[start]

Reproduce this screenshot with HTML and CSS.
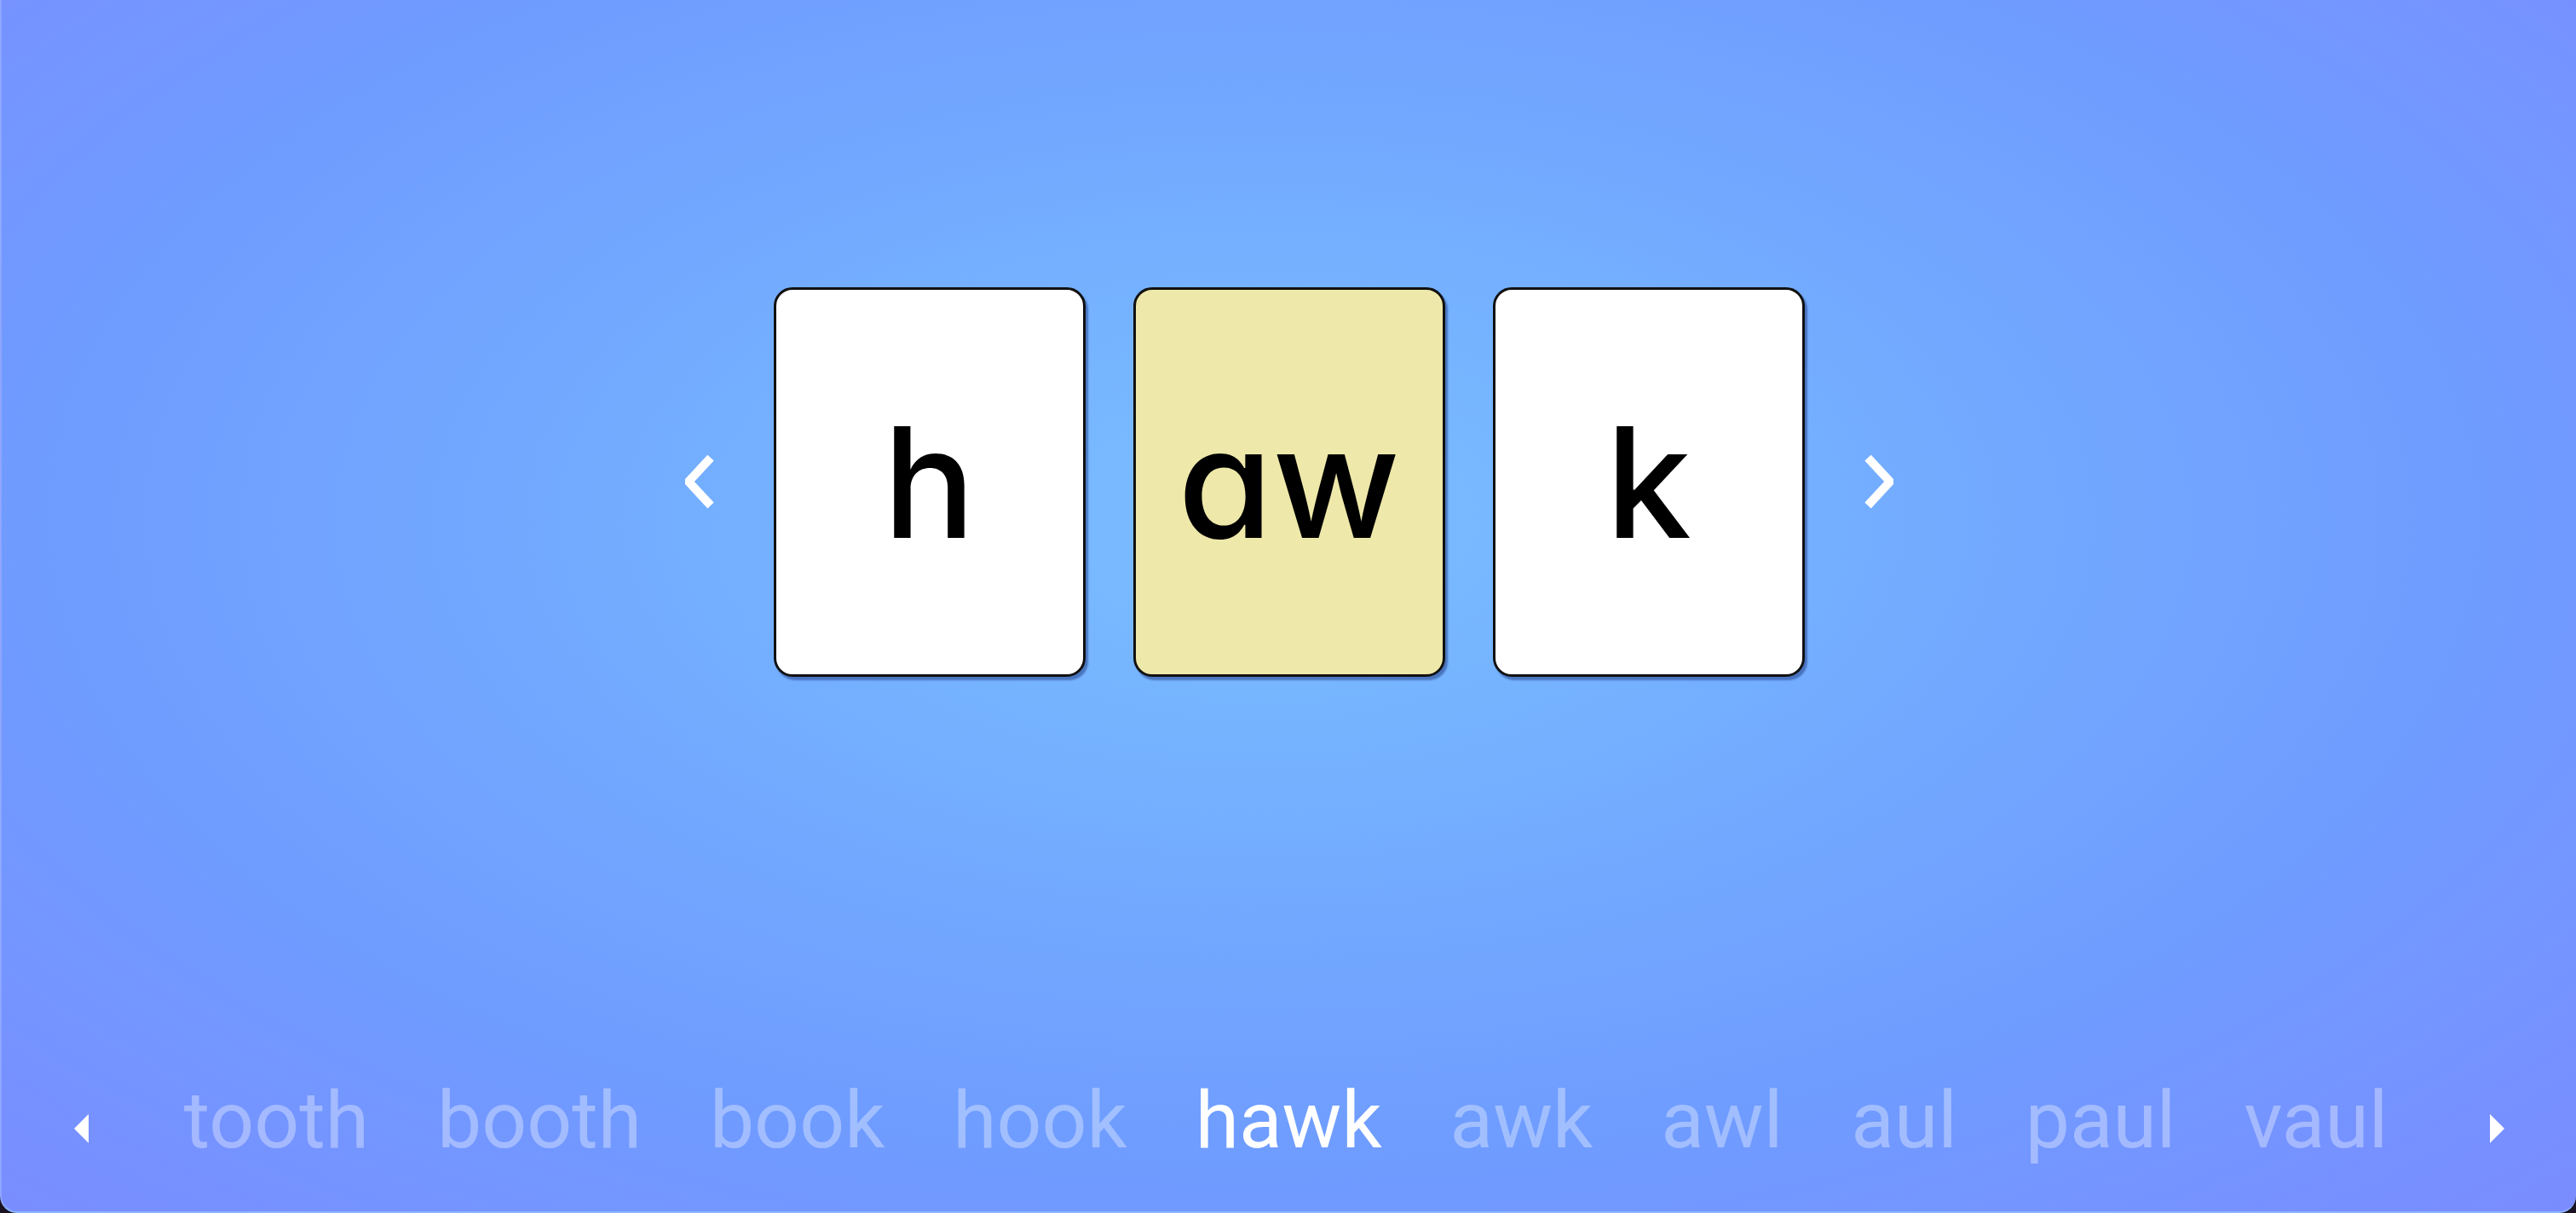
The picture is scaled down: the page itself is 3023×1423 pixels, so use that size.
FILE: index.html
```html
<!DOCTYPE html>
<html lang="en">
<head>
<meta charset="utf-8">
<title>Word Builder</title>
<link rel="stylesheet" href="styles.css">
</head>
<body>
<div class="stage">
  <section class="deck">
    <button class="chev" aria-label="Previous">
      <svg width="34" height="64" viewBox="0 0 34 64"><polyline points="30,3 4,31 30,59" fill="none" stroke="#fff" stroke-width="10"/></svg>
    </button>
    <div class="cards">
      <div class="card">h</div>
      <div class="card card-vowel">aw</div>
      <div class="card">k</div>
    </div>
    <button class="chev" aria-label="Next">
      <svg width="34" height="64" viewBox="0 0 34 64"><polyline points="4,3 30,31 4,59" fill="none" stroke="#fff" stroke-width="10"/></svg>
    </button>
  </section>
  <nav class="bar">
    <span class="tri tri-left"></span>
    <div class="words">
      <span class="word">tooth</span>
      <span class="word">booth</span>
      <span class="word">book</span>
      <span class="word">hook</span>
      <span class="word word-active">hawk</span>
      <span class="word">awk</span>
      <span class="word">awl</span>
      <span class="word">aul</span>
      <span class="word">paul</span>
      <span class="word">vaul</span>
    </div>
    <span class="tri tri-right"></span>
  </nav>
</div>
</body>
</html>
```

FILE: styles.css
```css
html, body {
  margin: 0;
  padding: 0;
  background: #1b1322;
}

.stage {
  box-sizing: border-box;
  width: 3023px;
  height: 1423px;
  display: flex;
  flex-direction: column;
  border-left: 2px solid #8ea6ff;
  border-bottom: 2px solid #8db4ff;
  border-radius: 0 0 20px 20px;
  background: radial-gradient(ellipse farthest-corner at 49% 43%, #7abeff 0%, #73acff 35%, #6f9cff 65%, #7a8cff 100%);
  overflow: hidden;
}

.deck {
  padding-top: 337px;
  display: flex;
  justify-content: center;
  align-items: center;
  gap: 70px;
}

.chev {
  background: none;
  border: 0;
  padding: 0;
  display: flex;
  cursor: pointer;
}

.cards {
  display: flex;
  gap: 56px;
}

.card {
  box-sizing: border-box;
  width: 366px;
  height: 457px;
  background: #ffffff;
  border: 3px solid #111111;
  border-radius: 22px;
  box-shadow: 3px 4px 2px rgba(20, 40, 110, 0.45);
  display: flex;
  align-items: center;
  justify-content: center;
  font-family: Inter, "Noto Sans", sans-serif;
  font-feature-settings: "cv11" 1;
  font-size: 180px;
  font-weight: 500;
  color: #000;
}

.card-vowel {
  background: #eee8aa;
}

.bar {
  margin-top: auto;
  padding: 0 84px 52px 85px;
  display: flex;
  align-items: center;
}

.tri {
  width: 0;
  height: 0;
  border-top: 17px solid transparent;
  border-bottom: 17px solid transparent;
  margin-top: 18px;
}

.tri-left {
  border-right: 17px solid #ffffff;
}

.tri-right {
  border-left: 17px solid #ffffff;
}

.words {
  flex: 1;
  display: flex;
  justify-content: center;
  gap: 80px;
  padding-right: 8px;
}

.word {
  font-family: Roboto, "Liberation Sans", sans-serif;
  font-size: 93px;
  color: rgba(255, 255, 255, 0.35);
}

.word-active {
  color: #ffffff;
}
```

[end]

▶ GIVEN REQUEST: Repeat the material verbatim. Do not carry over any picture.

▶ RESULT FOR THIS EXERCISE:
Reproduce this screenshot with HTML and CSS.
The picture is scaled down: the page itself is 3023×1423 pixels, so use that size.
FILE: index.html
```html
<!DOCTYPE html>
<html lang="en">
<head>
<meta charset="utf-8">
<title>Word Builder</title>
<link rel="stylesheet" href="styles.css">
</head>
<body>
<div class="stage">
  <section class="deck">
    <button class="chev" aria-label="Previous">
      <svg width="34" height="64" viewBox="0 0 34 64"><polyline points="30,3 4,31 30,59" fill="none" stroke="#fff" stroke-width="10"/></svg>
    </button>
    <div class="cards">
      <div class="card">h</div>
      <div class="card card-vowel">aw</div>
      <div class="card">k</div>
    </div>
    <button class="chev" aria-label="Next">
      <svg width="34" height="64" viewBox="0 0 34 64"><polyline points="4,3 30,31 4,59" fill="none" stroke="#fff" stroke-width="10"/></svg>
    </button>
  </section>
  <nav class="bar">
    <span class="tri tri-left"></span>
    <div class="words">
      <span class="word">tooth</span>
      <span class="word">booth</span>
      <span class="word">book</span>
      <span class="word">hook</span>
      <span class="word word-active">hawk</span>
      <span class="word">awk</span>
      <span class="word">awl</span>
      <span class="word">aul</span>
      <span class="word">paul</span>
      <span class="word">vaul</span>
    </div>
    <span class="tri tri-right"></span>
  </nav>
</div>
</body>
</html>
```

FILE: styles.css
```css
html, body {
  margin: 0;
  padding: 0;
  background: #1b1322;
}

.stage {
  box-sizing: border-box;
  width: 3023px;
  height: 1423px;
  display: flex;
  flex-direction: column;
  border-left: 2px solid #8ea6ff;
  border-bottom: 2px solid #8db4ff;
  border-radius: 0 0 20px 20px;
  background: radial-gradient(ellipse farthest-corner at 49% 43%, #7abeff 0%, #73acff 35%, #6f9cff 65%, #7a8cff 100%);
  overflow: hidden;
}

.deck {
  padding-top: 337px;
  display: flex;
  justify-content: center;
  align-items: center;
  gap: 70px;
}

.chev {
  background: none;
  border: 0;
  padding: 0;
  display: flex;
  cursor: pointer;
}

.cards {
  display: flex;
  gap: 56px;
}

.card {
  box-sizing: border-box;
  width: 366px;
  height: 457px;
  background: #ffffff;
  border: 3px solid #111111;
  border-radius: 22px;
  box-shadow: 3px 4px 2px rgba(20, 40, 110, 0.45);
  display: flex;
  align-items: center;
  justify-content: center;
  font-family: Inter, "Noto Sans", sans-serif;
  font-feature-settings: "cv11" 1;
  font-size: 180px;
  font-weight: 500;
  color: #000;
}

.card-vowel {
  background: #eee8aa;
}

.bar {
  margin-top: auto;
  padding: 0 84px 52px 85px;
  display: flex;
  align-items: center;
}

.tri {
  width: 0;
  height: 0;
  border-top: 17px solid transparent;
  border-bottom: 17px solid transparent;
  margin-top: 18px;
}

.tri-left {
  border-right: 17px solid #ffffff;
}

.tri-right {
  border-left: 17px solid #ffffff;
}

.words {
  flex: 1;
  display: flex;
  justify-content: center;
  gap: 80px;
  padding-right: 8px;
}

.word {
  font-family: Roboto, "Liberation Sans", sans-serif;
  font-size: 93px;
  color: rgba(255, 255, 255, 0.35);
}

.word-active {
  color: #ffffff;
}
```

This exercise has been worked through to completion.